The Democrats seemed flabbergasted. The briefcase, in the possession of Whitewater independent counsel Kenneth Starr until just the night before, suggested all their expectations about partisan mudslinging might be true.

Democratic Sen. John Kerry of Massachusetts interrupted the hearing in the middle of Hubbell’s testimony and displayed a far different, less nefarious way to hold the briefcase and not notice the torn pieces of paper in the bottom.

In the torn note, Foster expressed his dismay with Washington. “I was not meant for the job or the spotlight of public life in Washington,” he wrote. “Here, ruining people is considered sport …”

Political motivation is at the heart of the questions and the hearings, which are expected to continue well into next year’s election campaign.

While little evidence of wrongdoing on the Clintons’ part has been uncovered despite almost three years of investigations, the hearings will rehash the history of their investment in the land deal and its relationship to the failed Madison Guaranty Savings and Loan.

Federal investigators are trying to determine whether money from Madison was improperly diverted to Whitewater or to Clinton’s gubernatorial campaigns, and whether then-Gov. Clinton gave Madison favorable treatment. Later, the inquiry expanded into whether the Clinton administration impeded federal Whitewater investigators and whether Foster’s death was related.

Sen. Connie Mack, R-Fla., reviewed Foster’s handwritten notes, which were projected on a big screen.

Shown for the first time, the documents revealed that Foster was concerned about a possible IRS audit of the Clintons’ finances.

One cryptic document, for example, said: “more importantly would result in audit as proof of basis” and “can of worms you shouldn’t open.” Another said: “don’t want to go back into that box.”

“The documents tell me that, contrary to the assertions of the White House. … This is not a harmless issue about tax returns,” Mack charged.

“Rather, it is about the financing about Whitewater Development and the fact that Vince Foster couldn’t square the first couple’s public statements with reality. Imagining the nervousness of the White House suspecting that these documents and others existed and that they were easily discoverable during the suicide investigation, a great deal of odd behavior is explained.”

Sen. Orrin Hatch, R-Utah, also flashed documents that were removed from Foster’s office. The records, released by the Clintons’ personal lawyer, showed that the White House deleted information, citing executive or attorney-client privilege.

Tuesday’s session added incremen tal details to the exhaustive record of a failed Arkansas land deal, but the substance of the hearings remains uncertain.

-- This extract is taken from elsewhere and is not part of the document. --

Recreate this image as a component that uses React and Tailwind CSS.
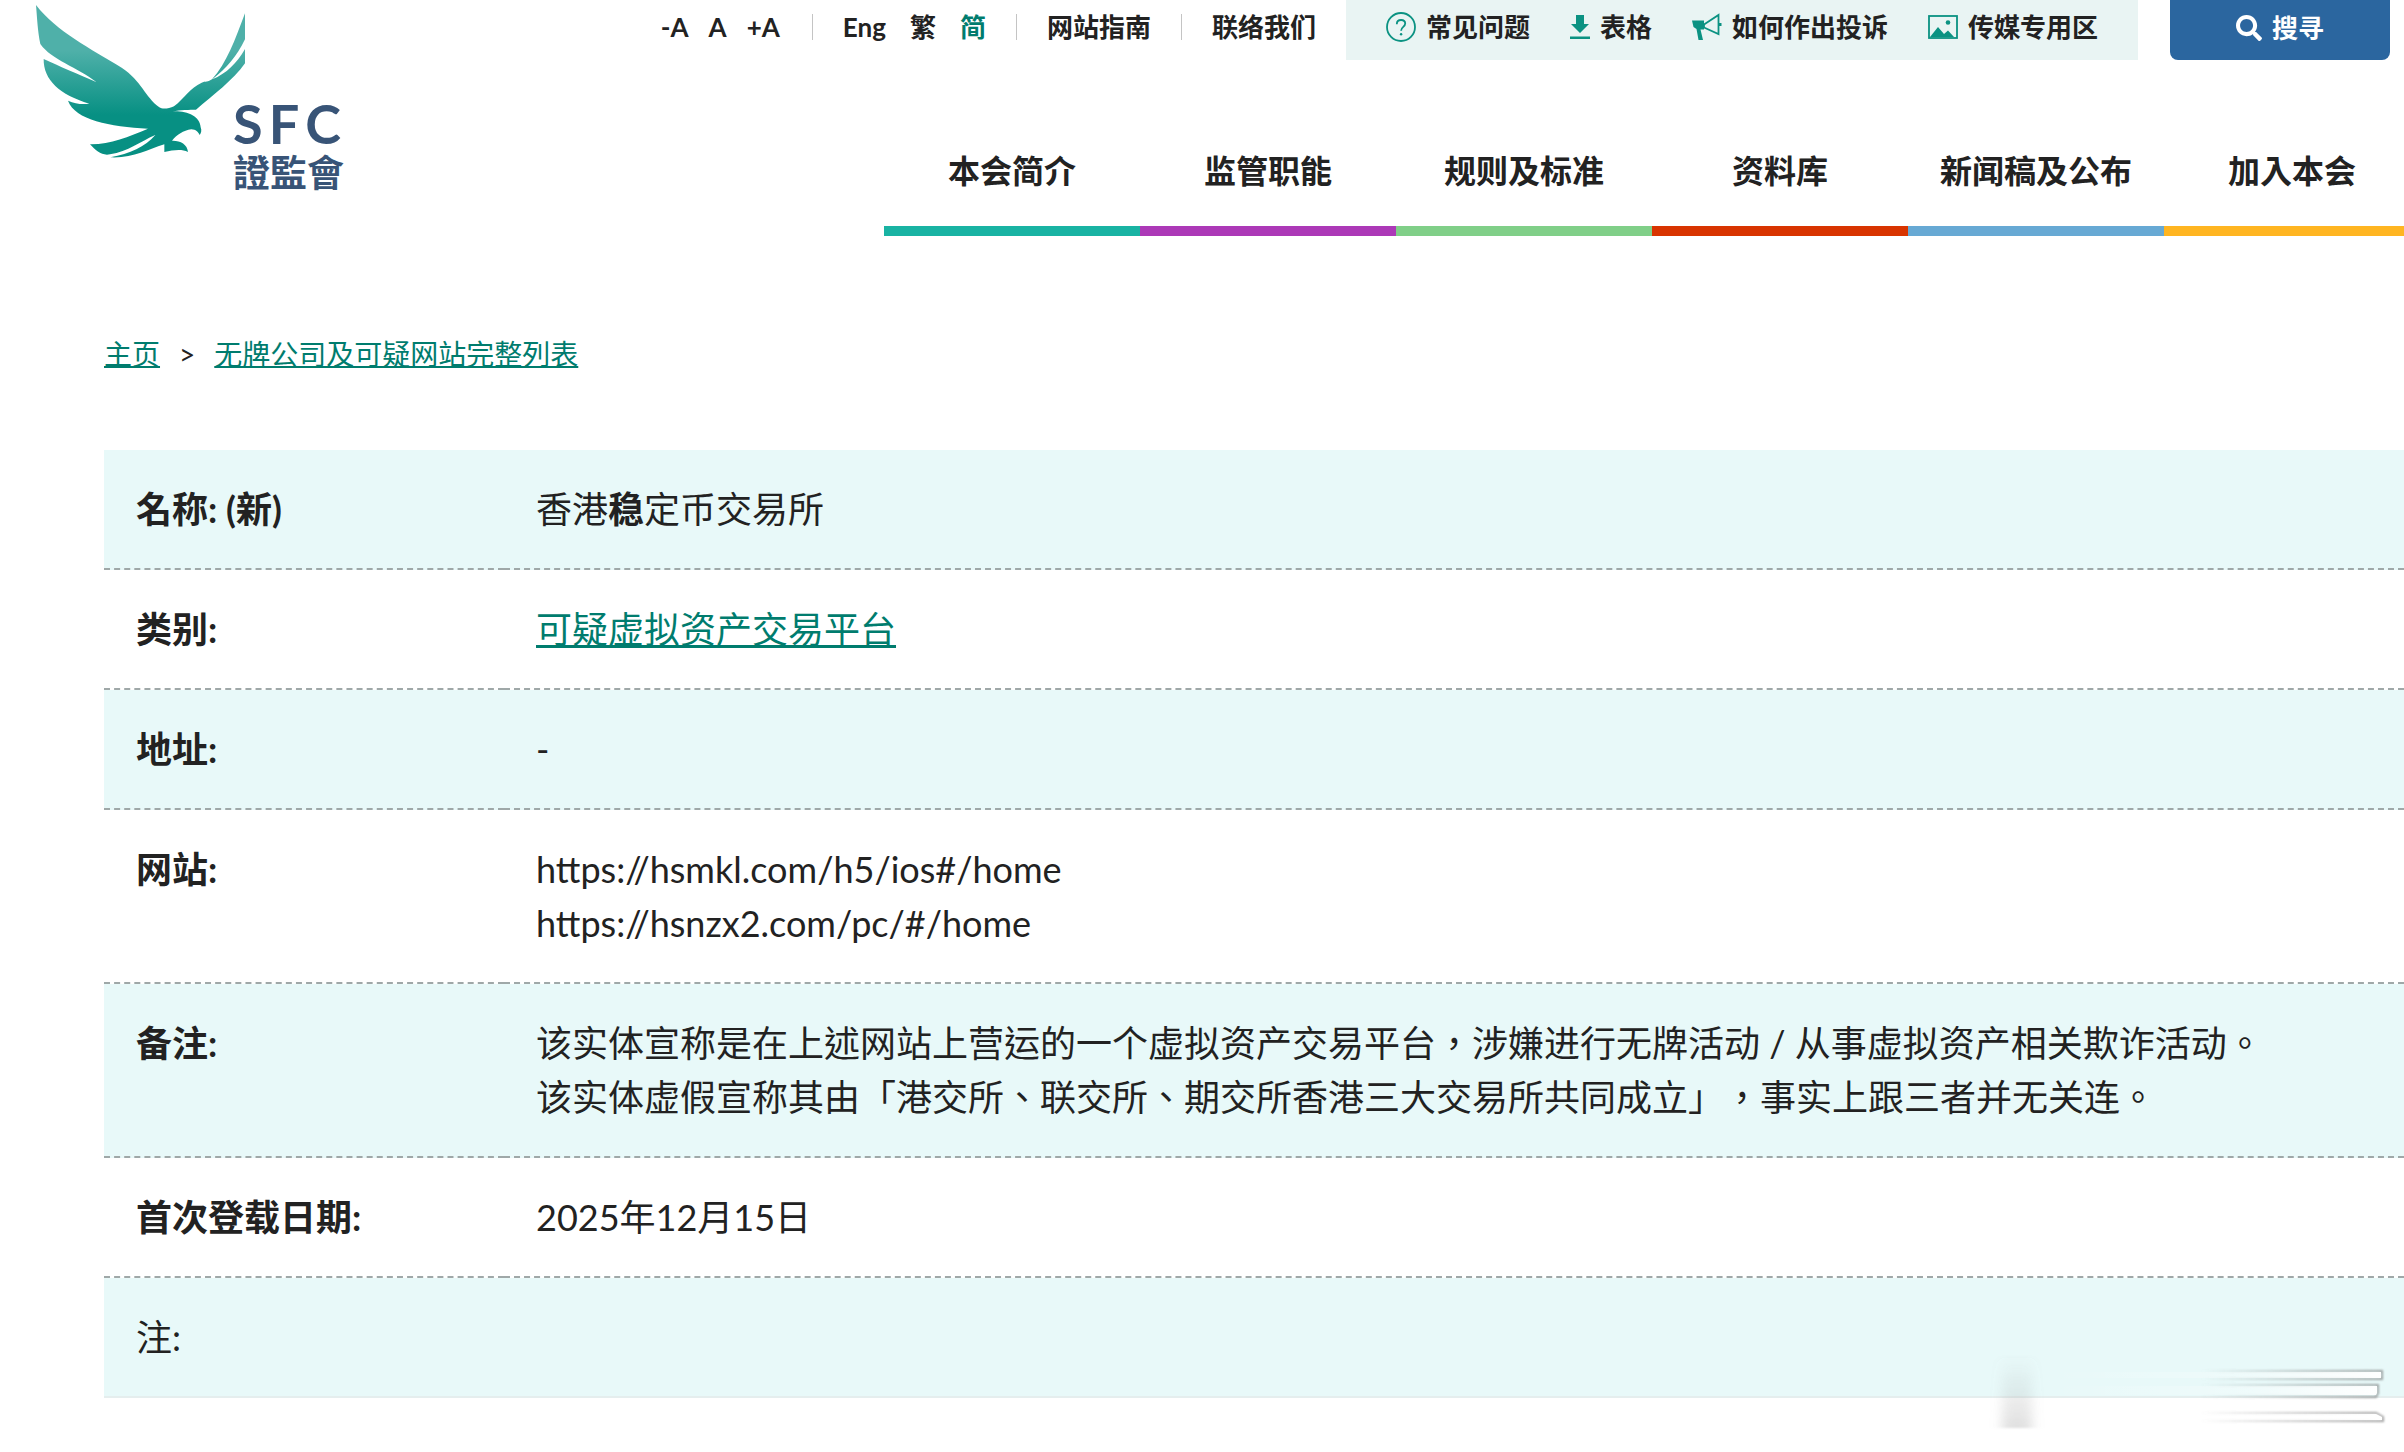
import { FaSearch } from 'react-icons/fa';

const textSizes = ['-A', 'A', '+A'];

const languages = [
  { label: 'Eng', active: false },
  { label: '繁', active: false },
  { label: '简', active: true }
];

const QuestionIcon = () => (
  <svg width="30" height="30" viewBox="0 0 30 30" fill="none" stroke="#0b9282" aria-hidden="true">
    <circle cx="15" cy="15" r="14" strokeWidth="1.8" />
    <path
      d="M10.800 12.200c0-2.600 1.800-4.200 4.300-4.200 2.400 0 4.100 1.400 4.100 3.600 0 3.400-4.100 3.300-4.100 7.200"
      strokeWidth="1.8"
    />
    <circle cx="15.1" cy="22.3" r="1.2" fill="#0b9282" stroke="none" />
  </svg>
);

const DownloadIcon = () => (
  <svg width="20" height="24" viewBox="0 0 20 24" fill="#0b9282" aria-hidden="true">
    <path d="M6 0h8v9h5l-9 9-9-9h5zM0 21.500h20V24H0z" />
  </svg>
);

const MegaphoneIcon = () => (
  <svg width="30" height="28" viewBox="0 0 30 28" aria-hidden="true">
    <path d="M0 7.500h12v9H8.500l2.500 10.500H6.500L4.500 16 1.500 14z" fill="#0b9282" />
    <path d="M12 11.500 26.500 2v19L12 14.500z" fill="none" stroke="#0b9282" strokeWidth="1.8" />
    <path d="M27 10h2.500v3H27z" fill="#0b9282" />
  </svg>
);

const PictureIcon = () => (
  <svg width="30" height="24" viewBox="0 0 30 24" aria-hidden="true">
    <rect x="1" y="1" width="28" height="22" fill="none" stroke="#0b9282" strokeWidth="1.8" />
    <path d="M2 22l8-10 6 7 4-3.500L26 22z" fill="#0b9282" />
    <circle cx="20" cy="7.500" r="2.300" fill="#0b9282" />
  </svg>
);

const quickLinks = [
  { label: '常见问题', icon: QuestionIcon },
  { label: '表格', icon: DownloadIcon },
  { label: '如何作出投诉', icon: MegaphoneIcon },
  { label: '传媒专用区', icon: PictureIcon }
];

const navItems = [
  { label: '本会简介', border: 'border-[#19b3a3]' },
  { label: '监管职能', border: 'border-[#ac39b7]' },
  { label: '规则及标准', border: 'border-[#80cf88]' },
  { label: '资料库', border: 'border-[#d83400]' },
  { label: '新闻稿及公布', border: 'border-[#67a9d4]' },
  { label: '加入本会', border: 'border-[#ffb521]' }
];

const Logo = () => (
  <a href="#home" className="relative block w-[360px] h-[200px] shrink-0 text-[#385477]" aria-label="SFC 證監會">
    <svg width="360" height="200" viewBox="0 0 1080 600" aria-hidden="true">
      <defs>
        <linearGradient id="wing" x1="0" y1="0" x2="0" y2="1">
          <stop offset="0" stopColor="#4fb0a9" />
          <stop offset="0.3" stopColor="#4fb0a9" />
          <stop offset="0.72" stopColor="#079083" />
          <stop offset="1" stopColor="#079083" />
        </linearGradient>
      </defs>
      <path
        d="M108 15C170 95 270 145 365 203C425 243 435 290 478 322C486 328 505 327 522 319C555 293 570 264 605 248C615 244 625 246 636 238C680 190 705 120 735 40V118C710 170 680 205 637 238C680 220 710 190 735 147V190C700 240 640 285 588 329C570 329 540 330 518 334C560 332 600 347 602 382C606 392 603 400 599 405C594 395 588 389 574 388C550 392 530 404 516 422C540 421 562 432 564 456C545 446 520 450 493 456V433C440 450 400 475 331 472C390 461 435 440 466 405C420 425 385 454 330 463C305 468 288 452 270 433C330 434 385 410 444 386C330 380 225 360 204 302C225 311 245 314 268 311C180 285 130 240 131 177C180 200 230 220 290 247C230 200 155 180 121 132C113 95 111 50 108 15Z"
        fill="url(#wing)"
      />
    </svg>
    <div className="absolute left-[233px] top-24 flex flex-col font-bold">
      <span className="flex gap-1.5 text-[54px] leading-[56px]">
        <span>S</span>
        <span>F</span>
        <span>C</span>
      </span>
      <span className="text-[37px] leading-[42px]">證監會</span>
    </div>
  </a>
);

const Divider = () => <span className="w-px h-[26px] bg-[#c4c4c4]" />;

const TopBar = () => (
  <div className="flex justify-end h-[60px] pr-[14px] font-bold text-[26px] leading-8">
    <div className="flex items-center pb-1.5">
      <div className="flex gap-5">
        {textSizes.map((size) => (
          <button key={size} type="button">
            {size}
          </button>
        ))}
      </div>
      <div className="flex items-center gap-[30px] ml-8">
        <Divider />
        <div className="flex gap-6">
          {languages.map(({ label, active }) => (
            <a key={label} href="#lang" className={active ? 'text-[#007c6e]' : ''}>
              {label}
            </a>
          ))}
        </div>
        <Divider />
        <a href="#sitemap">网站指南</a>
        <Divider />
        <a href="#contact">联络我们</a>
      </div>
    </div>
    <div className="flex items-center gap-10 ml-[30px] px-10 pb-1.5 bg-[#e9f4f3]">
      {quickLinks.map(({ label, icon: Icon }) => (
        <a key={label} href="#quick" className="flex items-center gap-2.5">
          <Icon />
          <span>{label}</span>
        </a>
      ))}
    </div>
    <button
      type="button"
      className="flex items-center justify-center gap-2.5 w-[220px] ml-8 pb-1 rounded-b-lg bg-[#2b669f] text-white"
    >
      <FaSearch size={26} />
      <span>搜寻</span>
    </button>
  </div>
);

const MainNav = () => (
  <nav className="flex justify-end -mr-4 mt-[87px] font-bold text-[32px] leading-[48px]">
    {navItems.map(({ label, border }) => (
      <a key={label} href="#nav" className={`w-64 pb-[31px] text-center border-b-[10px] ${border}`}>
        {label}
      </a>
    ))}
  </nav>
);

const Breadcrumb = () => (
  <nav className="flex items-center gap-[19px] mt-[97px] ml-[104px] text-[28px] leading-[42px]">
    <a href="#home" className="underline decoration-2 text-[#007c6e]">主页</a>
    <span>&gt;</span>
    <a href="#alerts" className="underline decoration-2 text-[#007c6e]">无牌公司及可疑网站完整列表</a>
  </nav>
);

const rows = [
  {
    label: '名称: (新)',
    value: (
      <>
        香港<b>稳</b>定币交易所
      </>
    )
  },
  {
    label: '类别:',
    value: (
      <a href="#category" className="underline decoration-3 text-[#007c6e]">
        可疑虚拟资产交易平台
      </a>
    )
  },
  { label: '地址:', value: '-' },
  {
    label: '网站:',
    value: (
      <>
        https://hsmkl.com/h5/ios#/home
        <br />
        https://hsnzx2.com/pc/#/home
      </>
    )
  },
  {
    label: '备注:',
    value: (
      <>
        该实体宣称是在上述网站上营运的一个虚拟资产交易平台，涉嫌进行无牌活动 / 从事虚拟资产相关欺诈活动。
        <br />
        该实体虚假宣称其由「港交所、联交所、期交所香港三大交易所共同成立」，事实上跟三者并无关连。
      </>
    )
  },
  { label: '首次登载日期:', value: '2025年12月15日' }
];

const DetailTable = () => (
  <table className="w-full mt-[75px] border-separate border-spacing-0 text-[36px] leading-[54px] [text-spacing-trim:space-all]">
    <tbody>
      {rows.map(({ label, value }) => (
        <tr key={label} className="odd:bg-[#e8f9f9]">
          <th
            scope="row"
            className="w-[400px] px-8 py-8 text-left align-top font-bold border-b-2 border-dashed border-[#9fa8a8]"
          >
            {label}
          </th>
          <td className="px-8 py-8 align-top border-b-2 border-dashed border-[#9fa8a8]">{value}</td>
        </tr>
      ))}
      <tr className="odd:bg-[#e8f9f9]">
        <td colSpan={2} className="px-8 py-8 border-b-2 border-[#e5eeee]">
          注:
        </td>
      </tr>
    </tbody>
  </table>
);

// Faded corner mark, laid over the end of the table
const CornerMark = () => (
  <svg
    className="absolute right-0 bottom-0 pointer-events-none"
    width="504"
    height="122"
    viewBox="0 0 504 122"
    aria-hidden="true"
  >
    <defs>
      <linearGradient id="streak" gradientUnits="userSpaceOnUse" x1="150" y1="0" x2="480" y2="0">
        <stop offset="0" stopColor="#fff" stopOpacity="0" />
        <stop offset="0.6" stopColor="#fff" stopOpacity="0.3" />
        <stop offset="1" stopColor="#fff" />
      </linearGradient>
      <linearGradient id="edge" gradientUnits="userSpaceOnUse" x1="300" y1="0" x2="480" y2="0">
        <stop offset="0" stopColor="#777" stopOpacity="0" />
        <stop offset="1" stopColor="#777" stopOpacity="0.7" />
      </linearGradient>
      <linearGradient id="fade" x1="0" y1="0" x2="0" y2="1">
        <stop offset="0" stopColor="#999" stopOpacity="0" />
        <stop offset="1" stopColor="#999" stopOpacity="0.3" />
      </linearGradient>
      <filter id="soft" x="-100%" y="-20%" width="300%" height="140%">
        <feGaussianBlur stdDeviation="6 1" />
      </filter>
      <filter id="thin" x="-5%" y="-20%" width="110%" height="140%">
        <feGaussianBlur stdDeviation="0.8" />
      </filter>
    </defs>
    <rect x="102" y="25" width="30" height="73" fill="url(#fade)" filter="url(#soft)" />
    <g filter="url(#thin)" fill="none" stroke="url(#edge)" strokeWidth="2">
      <path d="M150 41L482 41V49L150 49z" />
      <path d="M150 55L478 55V63L476 67L150 66z" />
      <path d="M150 83L476 83L483 87V91L150 91z" />
    </g>
    <g fill="url(#streak)">
      <path d="M150 42L481 42V48L150 48z" />
      <path d="M150 56L477 56V63L476 65L150 65z" />
      <path d="M150 84L476 84L482 87V90L150 90z" />
    </g>
  </svg>
);

const App = () => (
  <div
    lang="zh-HK"
    className="relative min-h-screen overflow-hidden bg-white text-[#222] font-['Lato','Noto_Sans_CJK_TC',sans-serif]"
  >
    <header className="flex">
      <Logo />
      <div className="flex-1">
        <TopBar />
        <MainNav />
      </div>
    </header>
    <main>
      <Breadcrumb />
      <div className="ml-[104px]">
        <DetailTable />
      </div>
    </main>
    <CornerMark />
  </div>
);

export default App;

MEMO: This sidebar appeared with the story: WHITEWATER OVER THE DAM? An ABC News-Washington Post poll found that only 28 percent of those questioned believe the Whitewater hearings will investigate legitimate issues, while 67 percent said they believed the main purpose is for Republicans to embarrass Clinton. In the telephone poll, conducted Friday through Monday, 58 percent said Whitewater was not an important issue, a number that has been steady for more than a year, while 38 percent said it was important. The poll had a margin of error of plus or minus three percentage points.

This sidebar appeared with the story: WHITEWATER OVER THE DAM? An ABC News-Washington Post poll found that only 28 percent of those questioned believe the Whitewater hearings will investigate legitimate issues, while 67 percent said they believed the main purpose is for Republicans to embarrass Clinton. In the telephone poll, conducted Friday through Monday, 58 percent said Whitewater was not an important issue, a number that has been steady for more than a year, while 38 percent said it was important. The poll had a margin of error of plus or minus three percentage points.